Di Giulio persiste et signe
On l’aura compris: le grand projet de Nicola Di Giulio a peu de chances d’aboutir. Comment accueille-t-il ces réactions pour le moins défavorables? «Dans un contexte où certains élus semblent faire preuve de circonspection face à de nouvelles initiatives, il est essentiel de s’interroger sur l’importance des relations internationales, estime-t-il. Il est déplorable que certains se concentrent uniquement sur leurs préoccupations locales, négligeant ainsi des perspectives plus larges.»
L’ancien président du législatif lausannois ironise: «Il est compréhensible que des idées, particulièrement celles qui ne proviennent pas de la gauche, puissent être perçues comme hors de propos. Cependant, il est crucial de souligner que l’appartenance politique ne doit pas limiter la sensibilité à des appels au rapprochement. Lausanne, par son engagement européen, a toujours favorisé les rencontres et la coopération, notamment avec ses villes jumelles d’Akhisar (Turquie), Osijek (Croatie) et Pernik (Bulgarie). Le projet de jumelage avec Paksé, une charmante ville du Laos, représente une occasion en or pour renforcer ces liens. Ce partenariat pourrait également offrir aux Laotiens vivant à Lausanne un sentiment d’acceptation et d’écoute, contribuant ainsi à une meilleure intégration.»

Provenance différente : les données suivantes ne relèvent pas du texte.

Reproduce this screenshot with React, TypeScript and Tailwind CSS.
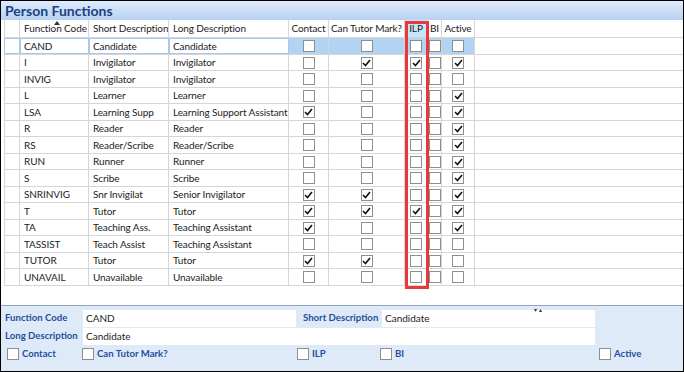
import React from "react";

type Row = {
  code: string;
  short: string;
  long: string;
  flags: [boolean, boolean, boolean, boolean, boolean];
};

const ROWS: Row[] = [
  { code: "CAND", short: "Candidate", long: "Candidate", flags: [false, false, false, false, false] },
  { code: "I", short: "Invigilator", long: "Invigilator", flags: [false, true, true, false, true] },
  { code: "INVIG", short: "Invigilator", long: "Invigilator", flags: [false, false, false, false, false] },
  { code: "L", short: "Learner", long: "Learner", flags: [false, false, false, false, true] },
  { code: "LSA", short: "Learning Supp", long: "Learning Support Assistant", flags: [true, false, false, false, true] },
  { code: "R", short: "Reader", long: "Reader", flags: [false, false, false, false, true] },
  { code: "RS", short: "Reader/Scribe", long: "Reader/Scribe", flags: [false, false, false, false, true] },
  { code: "RUN", short: "Runner", long: "Runner", flags: [false, false, false, false, true] },
  { code: "S", short: "Scribe", long: "Scribe", flags: [false, false, false, false, true] },
  { code: "SNRINVIG", short: "Snr Invigilat", long: "Senior Invigilator", flags: [true, true, false, false, true] },
  { code: "T", short: "Tutor", long: "Tutor", flags: [true, true, true, false, true] },
  { code: "TA", short: "Teaching Ass.", long: "Teaching Assistant", flags: [true, false, false, false, true] },
  { code: "TASSIST", short: "Teach Assist", long: "Teaching Assistant", flags: [false, false, false, false, false] },
  { code: "TUTOR", short: "Tutor", long: "Tutor", flags: [true, true, false, false, false] },
  { code: "UNAVAIL", short: "Unavailable", long: "Unavailable", flags: [false, false, false, false, false] },
];

// widths of the flag columns, in order: Contact, Can Tutor Mark?, ILP, BI, Active
const FLAG_W = ["w-[40px]", "w-[76px]", "w-[23px]", "w-[14px]", "w-[33px]"];

function Box({ checked }: { checked?: boolean }) {
  return (
    <span className="flex h-[12px] w-[12px] shrink-0 items-center justify-center border border-[#8e8e8e] bg-white">
      {checked ? (
        <svg width="9" height="8" viewBox="0 0 9 8">
          <path d="M1 4 L3.5 6.5 L8 1" fill="none" stroke="#111" strokeWidth="1.6" />
        </svg>
      ) : null}
    </span>
  );
}

const cell = "flex shrink-0 items-center overflow-hidden whitespace-nowrap border-r border-[#d6d6d6]";
const label = "text-[9.6px] font-bold text-[#1f4f9c]";

export default function App() {
  return (
    <div className="relative flex h-[372px] w-[684px] flex-col border border-black bg-white font-['Lato','Noto_Sans',sans-serif] text-[10px] text-[#222]">
      {/* title bar */}
      <div className="flex h-[19px] shrink-0 items-center bg-gradient-to-b from-[#dfebfb] to-[#b7d2f2] pl-[4px] text-[14px] font-bold text-[#1b3f80]">
        Person Functions
      </div>

      {/* grid */}
      <div className="flex flex-1 flex-col pl-[3px] tracking-[-0.1px]">
        <div className="flex h-[18px] border-b border-[#d6d6d6]">
          <div className={`${cell} w-[16px] border-l`} />
          <div className={`${cell} relative w-[69px] pl-[4px]`}>
            <span className="absolute left-[34px] top-[1px] h-0 w-0 border-x-[3px] border-b-[4px] border-x-transparent border-b-[#333]" />
            Function Code
          </div>
          <div className={`${cell} w-[80px] pl-[4px]`}>Short Description</div>
          <div className={`${cell} w-[120px] pl-[4px]`}>Long Description</div>
          <div className={`${cell} w-[40px] justify-center`}>Contact</div>
          <div className={`${cell} w-[76px] justify-center`}>Can Tutor Mark?</div>
          <div className={`${cell} w-[23px] justify-center bg-[#c6e7f8]`}>ILP</div>
          <div className={`${cell} w-[14px] justify-center`}>BI</div>
          <div className={`${cell} w-[33px] justify-center`}>Active</div>
          <div className="flex-1" />
        </div>

        {ROWS.map((r, i) => {
          const sel = i === 0;
          const h = i % 2 === 0 ? "h-[17px]" : "h-[16px]";
          const txt = sel ? "bg-white outline outline-1 -outline-offset-1 outline-[#a9c9ec]" : "";
          return (
            <div key={r.code} className={`flex ${h} border-b border-[#d6d6d6]`}>
              <div className={`${cell} w-[16px] border-l ${txt}`} />
              <div className={`${cell} w-[69px] pl-[4px] ${txt}`}>{r.code}</div>
              <div className={`${cell} w-[80px] pl-[4px] ${txt}`}>{r.short}</div>
              <div className={`${cell} w-[120px] pl-[4px] ${txt}`}>{r.long}</div>
              {r.flags.map((f, k) => (
                <div key={k} className={`${cell} ${FLAG_W[k]} justify-center ${sel ? "bg-[#b3d3f3]" : ""}`}>
                  <Box checked={f} />
                </div>
              ))}
              <div className="flex-1" />
            </div>
          );
        })}
      </div>

      {/* detail panel */}
      <div className="relative flex h-[66px] shrink-0 flex-col whitespace-nowrap border-t border-[#8ea4bf] bg-[#dfeaf9] px-[4px] pt-[4px] text-[10px]">
        <span className="absolute left-[533px] top-[1px] text-[6px] leading-none text-[#333]">▾ ▴</span>
        <div className="flex h-[17px] items-center">
          <span className={`w-[78px] ${label}`}>Function Code</span>
          <div className="flex h-[17px] w-[213px] items-center bg-white pl-[3px]">CAND</div>
          <span className={`ml-[7px] w-[79px] ${label}`}>Short Description</span>
          <div className="flex h-[17px] w-[213px] items-center bg-white pl-[3px]">Candidate</div>
        </div>
        <div className="mt-[1px] flex h-[17px] items-center">
          <span className={`w-[78px] ${label}`}>Long Description</span>
          <div className="flex h-[17px] w-[512px] items-center bg-white pl-[3px]">Candidate</div>
        </div>
        <div className={`mt-[1px] flex h-[16px] items-center ${label}`}>
          <div className="flex w-[77px] items-center gap-[3px] pl-[2px]"><Box />Contact</div>
          <div className="flex w-[215px] items-center gap-[3px]"><Box />Can Tutor Mark?</div>
          <div className="flex w-[83px] items-center gap-[3px]"><Box />ILP</div>
          <div className="flex w-[219px] items-center gap-[3px]"><Box />BI</div>
          <div className="flex items-center gap-[3px]"><Box />Active</div>
        </div>
      </div>

      {/* highlight annotation around ILP column */}
      <div className="pointer-events-none absolute left-[404px] top-[20px] h-[268px] w-[24px] border-[3px] border-[#e8383c]" />
    </div>
  );
}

Toujours d’après lui, il serait également étonnant de constater «le manque de suivi de l’actualité vaudoise par certains conseillers communaux». «La récente visite d’une délégation laotienne au Parlement vaudois illustre pourtant l’importance de ces relations internationales, argumente-t-il. Ce jumelage s’inscrit dans une volonté de promouvoir l’harmonie à travers le sport et de célébrer des valeurs communes. Il est temps de mettre en lumière ce projet et de l’explorer de manière approfondie.»